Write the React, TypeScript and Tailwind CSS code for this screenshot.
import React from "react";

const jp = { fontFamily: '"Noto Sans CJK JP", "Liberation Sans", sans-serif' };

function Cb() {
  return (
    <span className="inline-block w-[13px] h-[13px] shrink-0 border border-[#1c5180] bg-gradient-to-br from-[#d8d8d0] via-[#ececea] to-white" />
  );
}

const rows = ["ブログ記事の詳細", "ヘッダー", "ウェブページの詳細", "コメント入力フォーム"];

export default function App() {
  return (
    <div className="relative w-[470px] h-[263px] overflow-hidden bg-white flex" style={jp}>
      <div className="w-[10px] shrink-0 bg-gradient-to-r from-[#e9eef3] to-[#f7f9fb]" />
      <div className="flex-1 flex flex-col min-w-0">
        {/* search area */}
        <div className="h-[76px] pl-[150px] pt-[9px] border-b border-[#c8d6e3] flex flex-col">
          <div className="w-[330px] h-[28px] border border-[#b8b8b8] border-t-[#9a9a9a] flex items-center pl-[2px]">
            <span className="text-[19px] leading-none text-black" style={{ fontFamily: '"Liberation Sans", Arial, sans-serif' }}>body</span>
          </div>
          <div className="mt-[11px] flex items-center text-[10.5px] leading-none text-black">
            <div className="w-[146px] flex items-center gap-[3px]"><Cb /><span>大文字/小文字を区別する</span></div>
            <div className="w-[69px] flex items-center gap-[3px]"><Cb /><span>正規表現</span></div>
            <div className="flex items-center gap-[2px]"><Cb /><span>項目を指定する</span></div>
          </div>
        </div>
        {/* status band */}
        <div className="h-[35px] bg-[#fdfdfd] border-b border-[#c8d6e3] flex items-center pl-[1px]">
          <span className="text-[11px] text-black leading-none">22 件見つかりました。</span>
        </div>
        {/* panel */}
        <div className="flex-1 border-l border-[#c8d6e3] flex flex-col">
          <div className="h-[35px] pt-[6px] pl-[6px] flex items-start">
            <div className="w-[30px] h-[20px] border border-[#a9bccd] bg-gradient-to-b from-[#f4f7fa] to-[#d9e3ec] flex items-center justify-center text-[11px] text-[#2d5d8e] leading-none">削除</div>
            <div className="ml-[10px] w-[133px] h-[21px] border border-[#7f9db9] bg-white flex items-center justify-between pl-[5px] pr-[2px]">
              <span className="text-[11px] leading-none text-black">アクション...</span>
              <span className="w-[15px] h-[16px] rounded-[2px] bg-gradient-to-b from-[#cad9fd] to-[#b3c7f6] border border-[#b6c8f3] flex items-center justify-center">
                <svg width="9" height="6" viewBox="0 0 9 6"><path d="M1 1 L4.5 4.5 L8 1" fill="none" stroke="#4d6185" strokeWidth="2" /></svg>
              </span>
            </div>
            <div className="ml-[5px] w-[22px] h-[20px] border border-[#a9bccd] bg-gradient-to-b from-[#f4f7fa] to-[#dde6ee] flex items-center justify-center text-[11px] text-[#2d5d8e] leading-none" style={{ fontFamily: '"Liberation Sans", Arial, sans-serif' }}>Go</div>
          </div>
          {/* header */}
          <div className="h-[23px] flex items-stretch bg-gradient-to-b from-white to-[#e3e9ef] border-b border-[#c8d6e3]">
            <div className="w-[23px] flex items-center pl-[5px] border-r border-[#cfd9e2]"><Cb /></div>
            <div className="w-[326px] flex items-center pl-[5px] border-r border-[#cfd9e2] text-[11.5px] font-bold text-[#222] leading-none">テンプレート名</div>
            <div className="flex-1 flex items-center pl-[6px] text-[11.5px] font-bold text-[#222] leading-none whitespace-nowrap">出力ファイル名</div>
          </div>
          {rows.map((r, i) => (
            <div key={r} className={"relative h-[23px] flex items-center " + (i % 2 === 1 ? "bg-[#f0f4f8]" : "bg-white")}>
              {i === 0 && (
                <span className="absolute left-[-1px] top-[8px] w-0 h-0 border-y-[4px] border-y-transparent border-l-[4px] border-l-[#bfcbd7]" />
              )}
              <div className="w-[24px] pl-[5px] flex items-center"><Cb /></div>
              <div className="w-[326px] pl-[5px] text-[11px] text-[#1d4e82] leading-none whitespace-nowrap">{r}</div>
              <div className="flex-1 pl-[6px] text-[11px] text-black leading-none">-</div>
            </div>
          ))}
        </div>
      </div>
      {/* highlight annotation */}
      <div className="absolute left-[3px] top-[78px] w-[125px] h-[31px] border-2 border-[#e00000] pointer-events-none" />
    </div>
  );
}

━━━━━━━━━━━━━━━━━━━━━━━━━━━━━━

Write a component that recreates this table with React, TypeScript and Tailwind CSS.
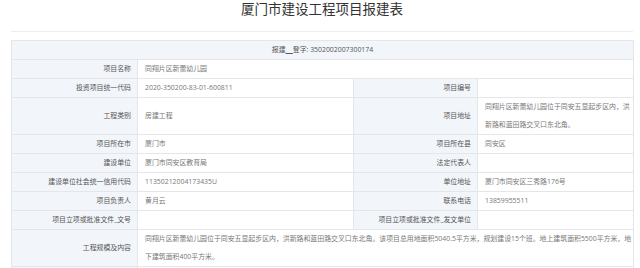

━━━━━━━━━━━━━━━━━━━━━━━━━━━━━━

Locate the word "this" in the records above, and return each line that has it.

FINAL ANSWER:
Write the React, TypeScript and Tailwind CSS code for this screenshot.
Write a component that recreates this table with React, TypeScript and Tailwind CSS.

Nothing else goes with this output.